* Records for this exercise *
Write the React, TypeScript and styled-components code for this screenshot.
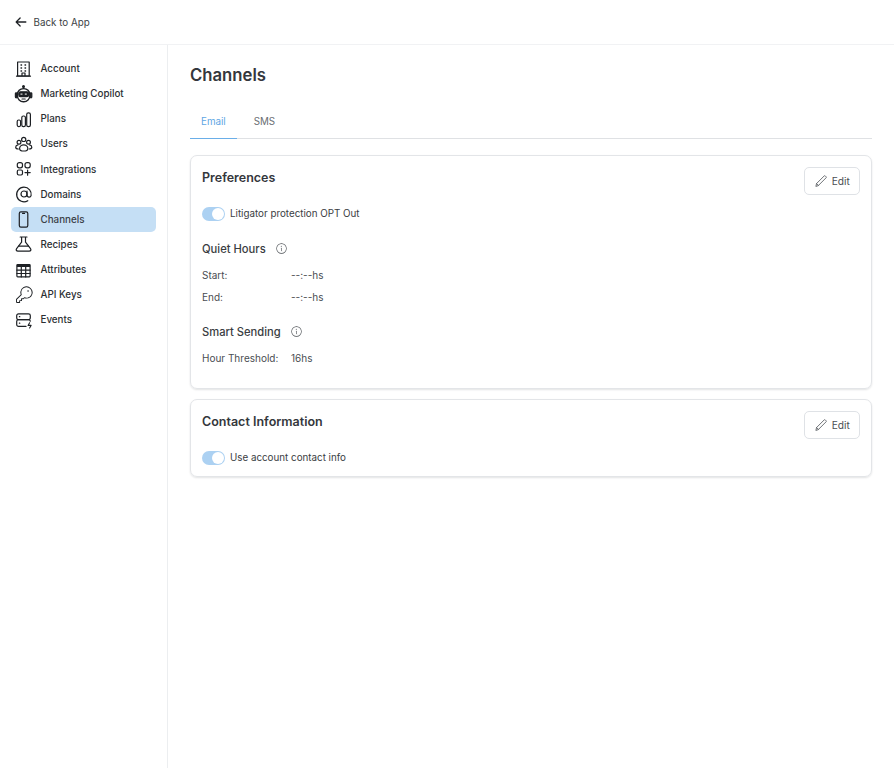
import React from 'react';
import styled, { createGlobalStyle } from 'styled-components';
import { PiArrowLeftBold, PiKeyLight, PiInfoLight } from 'react-icons/pi';

const GlobalStyle = createGlobalStyle`
  html, body {
    margin: 0;
    padding: 0;
    background: #fff;
    font-family: Inter, "Liberation Sans", sans-serif;
    color: #2f3237;
  }
  * { box-sizing: border-box; }
`;

const Page = styled.div`
  width: 894px;
  height: 768px;
  display: flex;
  flex-direction: column;
  overflow: hidden;
`;

const TopBar = styled.header`
  height: 45px;
  flex: none;
  display: flex;
  align-items: center;
  gap: 5.5px;
  padding: 0 0 0 14px;
  border-bottom: 1px solid #f1f2f4;
  font-size: 9.8px;
  color: #3c3f44;
  svg { font-size: 14px; color: #1f2226; }
`;

const Body = styled.div`
  flex: 1;
  display: flex;
  min-height: 0;
`;

const Sidebar = styled.nav`
  width: 168px;
  flex: none;
  border-right: 1px solid #eceef0;
  padding: 11px 11px 0;
  display: flex;
  flex-direction: column;
  gap: 0.15px;
`;

const NavItem = styled.div<{ $active?: boolean }>`
  width: 145px;
  height: 25px;
  display: flex;
  align-items: center;
  gap: 6.5px;
  padding-left: 3px;
  border-radius: 5px;
  font-size: 9.8px;
  font-weight: 500;
  color: ${p => (p.$active ? '#3a4046' : '#2c2f33')};
  background: ${p => (p.$active ? '#c5dff5' : 'transparent')};
  svg { width: 20px; height: 20px; flex: none; color: #1d2024; }
`;

const Main = styled.main`
  flex: 1;
  padding: 19px 22px 0;
  min-width: 0;
`;

const Title = styled.h1`
  margin: 0;
  font-size: 16.7px;
  line-height: 22px;
  font-weight: 600;
  color: #34373c;
`;

const Tabs = styled.div`
  margin-top: 18px;
  height: 35px;
  display: flex;
  border-bottom: 1px solid #dfe1e4;
`;

const Tab = styled.div<{ $active?: boolean }>`
  height: 35px;
  padding: 0 11px;
  margin-right: 6px;
  display: flex;
  align-items: center;
  font-size: 9.8px;
  color: ${p => (p.$active ? '#5ea6e4' : '#6a6e73')};
  border-bottom: ${p => (p.$active ? '1.5px solid #6aaee8' : 'none')};
`;

const Card = styled.section`
  margin-top: 10.5px;
  padding: 11px;
  border: 1px solid #e3e5e8;
  border-radius: 7px;
  box-shadow: 0 1px 2px rgba(20, 24, 30, 0.12);
  &:first-of-type { margin-top: 16px; }
`;

const CardHeader = styled.div`
  display: flex;
  justify-content: space-between;
  align-items: flex-start;
  height: 28px;
`;

const CardTitle = styled.h2`
  margin: 1px 0 0;
  font-size: 12.5px;
  line-height: 20px;
  font-weight: 600;
  color: #34373c;
`;

const EditButton = styled.button`
  width: 56.5px;
  height: 28px;
  display: flex;
  align-items: center;
  justify-content: center;
  gap: 4px;
  background: #fff;
  border: 1px solid #dfe2e6;
  border-radius: 5px;
  font-family: inherit;
  font-size: 10.2px;
  color: #4a4e53;
  padding: 0;
  svg { width: 14px; height: 14px; color: #55595e; }
`;

const ToggleRow = styled.div`
  margin-top: 11.5px;
  display: flex;
  align-items: center;
  gap: 5.5px;
  height: 14px;
  font-size: 9.8px;
  color: #3a3d42;
`;

const Toggle = styled.span`
  position: relative;
  width: 22.5px;
  height: 14px;
  border-radius: 7px;
  background: #acd1f2;
  &::after {
    content: '';
    position: absolute;
    right: 1px;
    top: 1px;
    width: 12px;
    height: 12px;
    border-radius: 50%;
    background: #fff;
  }
`;

const SectionTitle = styled.h3`
  margin: 19px 0 0;
  height: 18px;
  display: flex;
  align-items: center;
  gap: 9px;
  font-size: 11.2px;
  font-weight: 500;
  color: #3a3d42;
  svg { font-size: 13px; color: #4a4e53; }
`;

const Detail = styled.div`
  margin-top: 10px;
  display: grid;
  grid-template-columns: 89px 1fr;
  row-gap: 8px;
  font-size: 10px;
  line-height: 14px;
  color: #4a4d52;
`;

const Spacer = styled.div`
  height: 12px;
`;

const Stroke = styled.svg.attrs({
  viewBox: '0 0 20 20',
  fill: 'none',
  stroke: 'currentColor',
  strokeLinecap: 'round',
  strokeLinejoin: 'round',
  strokeWidth: 1.2,
})``;

const AccountIcon = () => (
  <Stroke>
    <rect x="3.6" y="3" width="11.6" height="14" />
    <path d="M2.5 17.2h14M8 17v-3h3v3" />
    <path d="M7 6h.6M11 6h.6M7 9h.6M11 9h.6M7 12h.6M11 12h.6" strokeWidth="1.3" />
  </Stroke>
);

const RobotIcon = () => (
  <Stroke>
    <circle cx="9.5" cy="2.6" r="0.9" fill="currentColor" />
    <path d="M9.5 3v1.6" />
    <rect x="3.4" y="4.6" width="12.4" height="13.2" rx="6" strokeWidth="1.4" />
    <rect x="4.8" y="7.8" width="9.8" height="4.8" rx="1.6" fill="currentColor" />
    <path d="M6.9 10.1h1.2M11.2 10.1h1.2" stroke="#fff" strokeWidth="1" />
    <path d="M8 15h3.2" />
    <rect x="1.4" y="8.8" width="1.6" height="5" rx="0.8" fill="currentColor" />
    <rect x="16.2" y="8.8" width="1.6" height="5" rx="0.8" fill="currentColor" />
  </Stroke>
);

const PlansIcon = () => (
  <Stroke>
    <rect x="3.2" y="11" width="3.4" height="6.6" rx="1.5" />
    <rect x="7.8" y="7" width="3.6" height="10.6" rx="1.6" />
    <rect x="12.7" y="3.8" width="3.7" height="13.8" rx="1.7" />
  </Stroke>
);

const UsersIcon = () => (
  <Stroke>
    <circle cx="9.7" cy="5.4" r="2.1" />
    <circle cx="5" cy="8.2" r="1.9" />
    <circle cx="14.5" cy="8.2" r="1.9" />
    <path d="M5.6 14.4c0-2 1.9-3.6 4.1-3.6s4.1 1.6 4.1 3.6c0 1.5-1.5 2.6-4.1 2.6s-4.1-1.1-4.1-2.6z" />
    <path d="M4 10.9c-1.5.3-2.3 1.3-2.3 2.3 0 1 1 1.7 2.6 1.8M15.5 10.9c1.5.3 2.3 1.3 2.3 2.3 0 1-1 1.7-2.6 1.8" />
  </Stroke>
);

const IntegrationsIcon = () => (
  <Stroke strokeWidth="1.3">
    <rect x="3.3" y="3.6" width="5.2" height="5.2" rx="2" />
    <rect x="11" y="3.6" width="5.2" height="5.2" rx="2" />
    <rect x="3.3" y="11" width="5.2" height="5" rx="1.4" />
    <path d="M13.6 11v5.2M11 13.6h5.2" />
  </Stroke>
);

const DomainsIcon = () => (
  <Stroke strokeWidth="1.3">
    <circle cx="10" cy="10" r="3" />
    <path d="M13 7v4.1a2.1 2.1 0 0 0 4.1.5c.9-4.3-2.5-8.4-7.1-8.4a7.3 7.3 0 1 0 3.8 13.5" />
  </Stroke>
);

const ChannelsIcon = () => (
  <Stroke>
    <rect x="5.3" y="2.8" width="8.5" height="15.4" rx="1.6" />
    <path d="M8.6 4.4h1.9" />
  </Stroke>
);

const RecipesIcon = () => (
  <Stroke>
    <path d="M6.2 3h6.8M7.6 3v5.2l-5 6.4c-.9 1.3-.2 2.6 1.3 2.6h11.3c1.5 0 2.2-1.3 1.3-2.6l-5-6.4V3" />
    <path d="M4.6 12.2h9.9" />
  </Stroke>
);

const AttributesIcon = () => (
  <Stroke strokeWidth="1.1">
    <rect x="2.9" y="4.5" width="13.2" height="12.4" rx="0.8" />
    <path d="M2.9 5.8h13.2" strokeWidth="2.4" strokeLinecap="butt" />
    <path d="M2.9 10.2h13.2M2.9 13.5h13.2M7.3 7v9.9M11.7 7v9.9" />
  </Stroke>
);

const EventsIcon = () => (
  <Stroke strokeWidth="1.4">
    <path d="M4.5 3.8h10a1.8 1.8 0 0 1 1.8 1.8v2.2a1.8 1.8 0 0 1-1.8 1.8h-10a1.8 1.8 0 0 1-1.8-1.8V5.6a1.8 1.8 0 0 1 1.8-1.8z" />
    <path d="M12 16.4H4.5a1.8 1.8 0 0 1-1.8-1.8v-3.2a1.8 1.8 0 0 1 1.8-1.8h10a1.8 1.8 0 0 1 1.8 1.5" />
    <path d="M5.4 6.7h.4M5.4 13.2h.4" />
    <path d="M15.6 12.8l-1.5 2.6h3l-1.5 2.6" strokeWidth="1.1" />
  </Stroke>
);

const PencilIcon = () => (
  <Stroke strokeWidth="1.1">
    <path d="M2.8 17.2l.9-3.6L14.6 2.7a1 1 0 0 1 1.4 0l1.3 1.3a1 1 0 0 1 0 1.4L6.4 16.3z" />
    <path d="M3.7 13.6l2.7 2.7" />
  </Stroke>
);

const navItems = [
  { label: 'Account', icon: <AccountIcon /> },
  { label: 'Marketing Copilot', icon: <RobotIcon /> },
  { label: 'Plans', icon: <PlansIcon /> },
  { label: 'Users', icon: <UsersIcon /> },
  { label: 'Integrations', icon: <IntegrationsIcon /> },
  { label: 'Domains', icon: <DomainsIcon /> },
  { label: 'Channels', icon: <ChannelsIcon />, active: true },
  { label: 'Recipes', icon: <RecipesIcon /> },
  { label: 'Attributes', icon: <AttributesIcon /> },
  { label: 'API Keys', icon: <PiKeyLight /> },
  { label: 'Events', icon: <EventsIcon /> },
];

const Edit = () => (
  <EditButton>
    <PencilIcon />
    Edit
  </EditButton>
);

export default function App() {
  return (
    <Page>
      <GlobalStyle />
      <TopBar>
        <PiArrowLeftBold />
        Back to App
      </TopBar>
      <Body>
        <Sidebar>
          {navItems.map(item => (
            <NavItem key={item.label} $active={item.active}>
              {item.icon}
              {item.label}
            </NavItem>
          ))}
        </Sidebar>
        <Main>
          <Title>Channels</Title>
          <Tabs>
            <Tab $active>Email</Tab>
            <Tab>SMS</Tab>
          </Tabs>
          <Card>
            <CardHeader>
              <CardTitle>Preferences</CardTitle>
              <Edit />
            </CardHeader>
            <ToggleRow>
              <Toggle />
              Litigator protection OPT Out
            </ToggleRow>
            <SectionTitle>
              Quiet Hours <PiInfoLight />
            </SectionTitle>
            <Detail>
              <span>Start:</span>
              <span>--:--hs</span>
              <span>End:</span>
              <span>--:--hs</span>
            </Detail>
            <SectionTitle>
              Smart Sending <PiInfoLight />
            </SectionTitle>
            <Detail>
              <span>Hour Threshold:</span>
              <span>16hs</span>
            </Detail>
            <Spacer />
          </Card>
          <Card>
            <CardHeader>
              <CardTitle>Contact Information</CardTitle>
              <Edit />
            </CardHeader>
            <ToggleRow>
              <Toggle />
              Use account contact info
            </ToggleRow>
          </Card>
        </Main>
      </Body>
    </Page>
  );
}
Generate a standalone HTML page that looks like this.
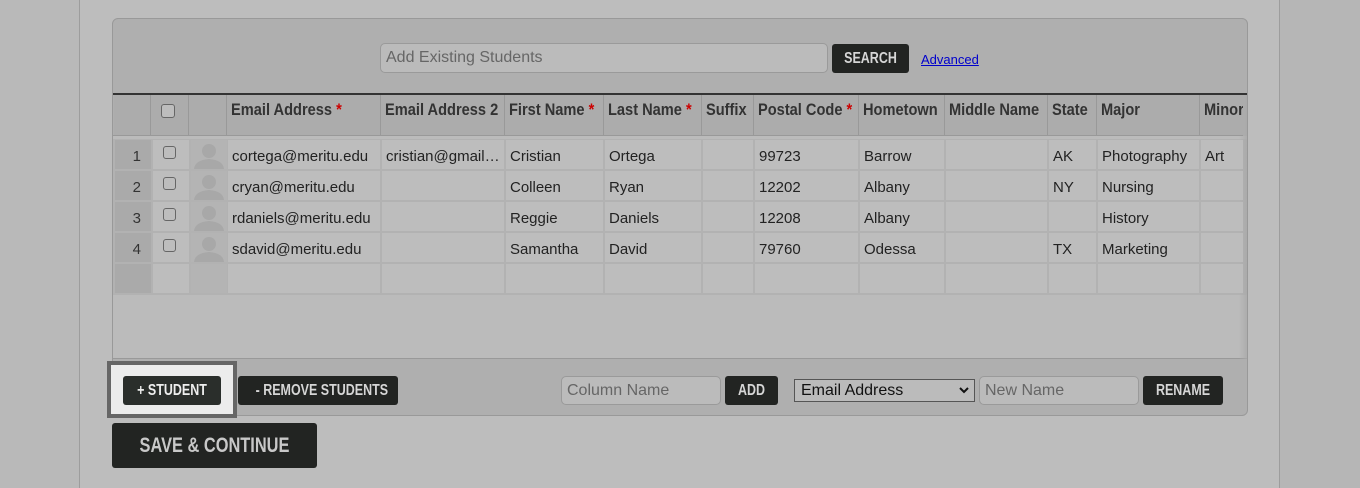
<!DOCTYPE html>
<html><head><meta charset="utf-8"><style>
*{box-sizing:border-box;margin:0;padding:0}
body{width:1360px;height:488px;background:#bdbdbd;position:relative;overflow:hidden;font-family:"Liberation Sans",sans-serif}
.abs{position:absolute}
.n{display:inline-block;transform:scaleX(.86);transform-origin:left center;font-weight:bold;white-space:nowrap}
.btn{position:absolute;background:#222422;color:#d6d6d6;border-radius:3px;font-size:16px;overflow:hidden;white-space:nowrap}
.btn .n{transform-origin:center;position:absolute;left:0;right:0;text-align:center;transform:scaleX(.78)}
.inp{position:absolute;background:#bbb;border:1px solid #9a9a9a;border-radius:5px;color:#666;font-size:16px;padding-left:5px}
.hc{position:absolute;top:95px;height:40px;border-right:1px solid #999;font-size:17px;color:#333;padding:5px 0 0 4px;white-space:nowrap;overflow:hidden;background:#acacac}
.hc b{color:#c00}
.c{position:absolute;height:29px;background:#bdbdbd;font-size:15px;color:#222;padding:8px 0 0 4px;white-space:nowrap;overflow:hidden}
.rn{background:#aaa;text-align:right;padding-right:10px;color:#333}
.cb{width:13px;height:13px;border:1px solid #666;border-radius:3px;background:#bdbdbd;position:absolute}
</style></head><body>
<div class="abs" style="left:0;top:0;width:80px;height:488px;background:#b9b9b9;border-right:1px solid #9d9d9d"></div>
<div class="abs" style="left:1279px;top:0;width:81px;height:488px;background:#b6b6b6;border-left:1px solid #9d9d9d"></div>
<div class="abs" style="left:112px;top:18px;width:1136px;height:398px;background:#afafaf;border:1px solid #999;border-radius:6px;overflow:hidden">
 <div class="abs" style="left:0;top:74px;width:1136px;height:2px;background:#333"></div>
 <div class="abs" style="left:0;top:117px;width:1136px;height:223px;background:#bbb"></div>
 <div class="abs" style="left:0;top:120px;width:1136px;height:156px;background:#b2b2b2"></div>
 <div class="abs" style="left:0;top:339px;width:1136px;height:1px;background:#999"></div>
 <div class="abs" style="left:1126px;top:76px;width:10px;height:264px;background:linear-gradient(90deg,rgba(187,187,187,0),#a9a9a9)"></div>
</div>
<div class="inp" style="left:380px;top:43px;width:448px;height:30px;line-height:28px">Add Existing Students</div>
<div class="btn" style="left:832px;top:44px;width:77px;height:29px;line-height:29px"><span class="n">SEARCH</span></div>
<div class="abs" style="left:921px;top:52px;font-size:13px;color:#0000cc;text-decoration:underline">Advanced</div>

<div class="hc" style="left:114px;width:37px"></div>
<div class="hc" style="left:151px;width:38px"><div class="cb" style="left:10px;top:9px;width:14px;height:14px"></div></div>
<div class="hc" style="left:189px;width:38px"></div>
<div class="hc" style="left:227px;width:154px"><span class="n">Email Address <b>*</b></span></div>
<div class="hc" style="left:381px;width:124px"><span class="n">Email Address 2</span></div>
<div class="hc" style="left:505px;width:99px"><span class="n">First Name <b>*</b></span></div>
<div class="hc" style="left:604px;width:98px"><span class="n">Last Name <b>*</b></span></div>
<div class="hc" style="left:702px;width:52px"><span class="n">Suffix</span></div>
<div class="hc" style="left:754px;width:105px"><span class="n">Postal Code <b>*</b></span></div>
<div class="hc" style="left:859px;width:86px"><span class="n">Hometown</span></div>
<div class="hc" style="left:945px;width:103px"><span class="n">Middle Name</span></div>
<div class="hc" style="left:1048px;width:49px"><span class="n">State</span></div>
<div class="hc" style="left:1097px;width:103px"><span class="n">Major</span></div>
<div class="hc" style="left:1200px;width:43px;border-right:0"><span class="n">Minor</span></div>
<div class="abs" style="left:113px;top:135px;width:1130px;height:1px;background:#999"></div>

<div id="rows"></div>
<script>
const cols=[[115,36],[153,36],[191,36],[228,152],[382,122],[506,97],[605,96],[703,50],[755,103],[860,84],[946,101],[1049,47],[1098,101],[1201,42]];
const data=[["1","","","cortega@meritu.edu","cristian@gmail…","Cristian","Ortega","","99723","Barrow","","AK","Photography","Art"],
["2","","","cryan@meritu.edu","","Colleen","Ryan","","12202","Albany","","NY","Nursing",""],
["3","","","rdaniels@meritu.edu","","Reggie","Daniels","","12208","Albany","","","History",""],
["4","","","sdavid@meritu.edu","","Samantha","David","","79760","Odessa","","TX","Marketing",""],
["","","","","","","","","","","","","",""]];
let h="";
data.forEach((r,i)=>{const y=140+i*31;
cols.forEach((c,j)=>{let cls="c"+(j==0?" rn":"");let inner=r[j];
if(j==1&&r[0])inner='<div class="cb" style="left:10px;top:6px"></div>';
if(j==2&&r[0])inner='<svg style="position:absolute;left:1px;top:0" width="34" height="29"><circle cx="17" cy="11" r="7" fill="#a8a8a8"/><path d="M2 29 Q3 20 17 19 Q31 20 32 29Z" fill="#a8a8a8"/></svg>';
const bg=(j==2)?"background:#b4b4b4;":"";
h+=`<div class="${cls}" style="${bg}left:${c[0]}px;top:${y}px;width:${c[1]}px">${inner}</div>`;});});
document.getElementById("rows").innerHTML=h;
</script>

<div class="abs" style="left:107px;top:361px;width:130px;height:57px;background:#ececec;border:4px solid #666"></div>
<div class="btn" style="left:123px;top:376px;width:98px;height:29px;line-height:29px;background:#2a2e2b;color:#eee"><span class="n">+ STUDENT</span></div>
<div class="btn" style="left:238px;top:376px;width:160px;height:29px;line-height:29px"><span class="n">- REMOVE STUDENTS</span></div>
<div class="inp" style="left:561px;top:376px;width:160px;height:29px;line-height:27px">Column Name</div>
<div class="btn" style="left:725px;top:376px;width:53px;height:29px;line-height:29px"><span class="n">ADD</span></div>
<div class="abs" style="left:794px;top:379px;width:181px;height:23px;border:1px solid #555;background:#bbb;font-size:16px;color:#111;padding:2px 0 0 6px">Email Address<svg style="position:absolute;right:5px;top:7px" width="10" height="7"><path d="M1 1 L5 5 L9 1" stroke="#111" stroke-width="2" fill="none"/></svg></div>
<div class="inp" style="left:979px;top:376px;width:160px;height:29px;line-height:27px">New Name</div>
<div class="btn" style="left:1143px;top:376px;width:80px;height:29px;line-height:29px"><span class="n">RENAME</span></div>
<div class="btn" style="left:112px;top:423px;width:205px;height:45px;line-height:45px;font-size:21px;color:#c8c8c8"><span class="n">SAVE &amp; CONTINUE</span></div>
</body></html>
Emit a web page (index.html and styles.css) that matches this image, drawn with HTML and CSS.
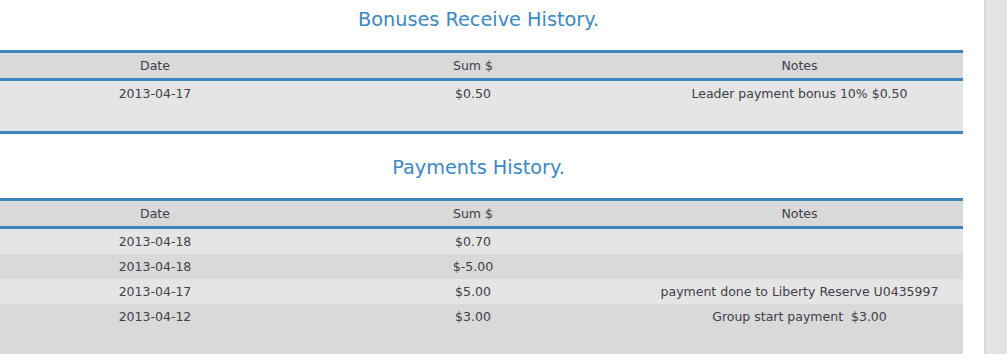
FILE: index.html
```html
<!DOCTYPE html>
<html>
<head>
<meta charset="utf-8">
<link rel="stylesheet" href="styles.css">
</head>
<body>
<div class="page">
  <div class="main">
    <section class="section">
      <h2 class="title">Bonuses Receive History.</h2>
      <table class="history">
        <thead>
          <tr><th class="c-date">Date</th><th class="c-sum">Sum $</th><th class="c-notes">Notes</th></tr>
        </thead>
        <tbody>
          <tr class="light"><td>2013-04-17</td><td>$0.50</td><td>Leader payment bonus 10% $0.50</td></tr>
          <tr class="light filler"><td></td><td></td><td></td></tr>
        </tbody>
      </table>
    </section>
    <section class="section">
      <h2 class="title">Payments History.</h2>
      <table class="history">
        <thead>
          <tr><th class="c-date">Date</th><th class="c-sum">Sum $</th><th class="c-notes">Notes</th></tr>
        </thead>
        <tbody>
          <tr class="light"><td>2013-04-18</td><td>$0.70</td><td></td></tr>
          <tr class="dark"><td>2013-04-18</td><td>$-5.00</td><td></td></tr>
          <tr class="light"><td>2013-04-17</td><td>$5.00</td><td>payment done to Liberty Reserve U0435997</td></tr>
          <tr class="dark"><td>2013-04-12</td><td>$3.00</td><td>Group start payment&nbsp; $3.00</td></tr>
          <tr class="dark filler"><td></td><td></td><td></td></tr>
        </tbody>
      </table>
    </section>
  </div>
  <div class="rail"></div>
</div>
</body>
</html>
```

FILE: styles.css
```css
html, body {
  margin: 0;
  padding: 0;
  background: #ffffff;
  height: 100%;
  overflow: hidden;
}

.page {
  display: flex;
  justify-content: space-between;
  height: 354px;
  overflow: hidden;
  font-family: "DejaVu Sans", Verdana, sans-serif;
  color: #404048;
}

.main {
  width: 963px;
  padding-top: 9px;
}

.section + .section {
  margin-top: 23px;
}

.title {
  margin: 0 0 19px;
  padding-right: 6px;
  font-size: 19.3px;
  line-height: 22px;
  font-weight: normal;
  text-align: center;
  color: #3c88c2;
}

.history {
  width: 963px;
  border-collapse: collapse;
  table-layout: fixed;
  border-top: 3px solid #3c86bd;
  font-size: 12.5px;
}

.history th {
  height: 25px;
  padding: 0;
  font-weight: normal;
  background: #d9d9d9;
  border-bottom: 3px solid #3c86bd;
  text-align: center;
}

.section:first-child .history {
  border-bottom: 3px solid #3c86bd;
}

.c-date { width: 310px; }
.c-sum { width: 326px; }
.c-notes { width: 327px; }

.history td {
  height: 25px;
  padding: 0;
  text-align: center;
  white-space: nowrap;
}

.light { background: #e5e5e5; }
.dark { background: #d9d9d9; }

.rail {
  width: 21px;
  height: 354px;
  background: #e3e3e3;
  border-left: 2px solid #d8d8d8;
}
```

* Stated exercise *
Go through the material line by line. Show each line that contains the string "index".

* Answer for the task *
Emit a web page (index.html and styles.css) that matches this image, drawn with HTML and CSS.
FILE: index.html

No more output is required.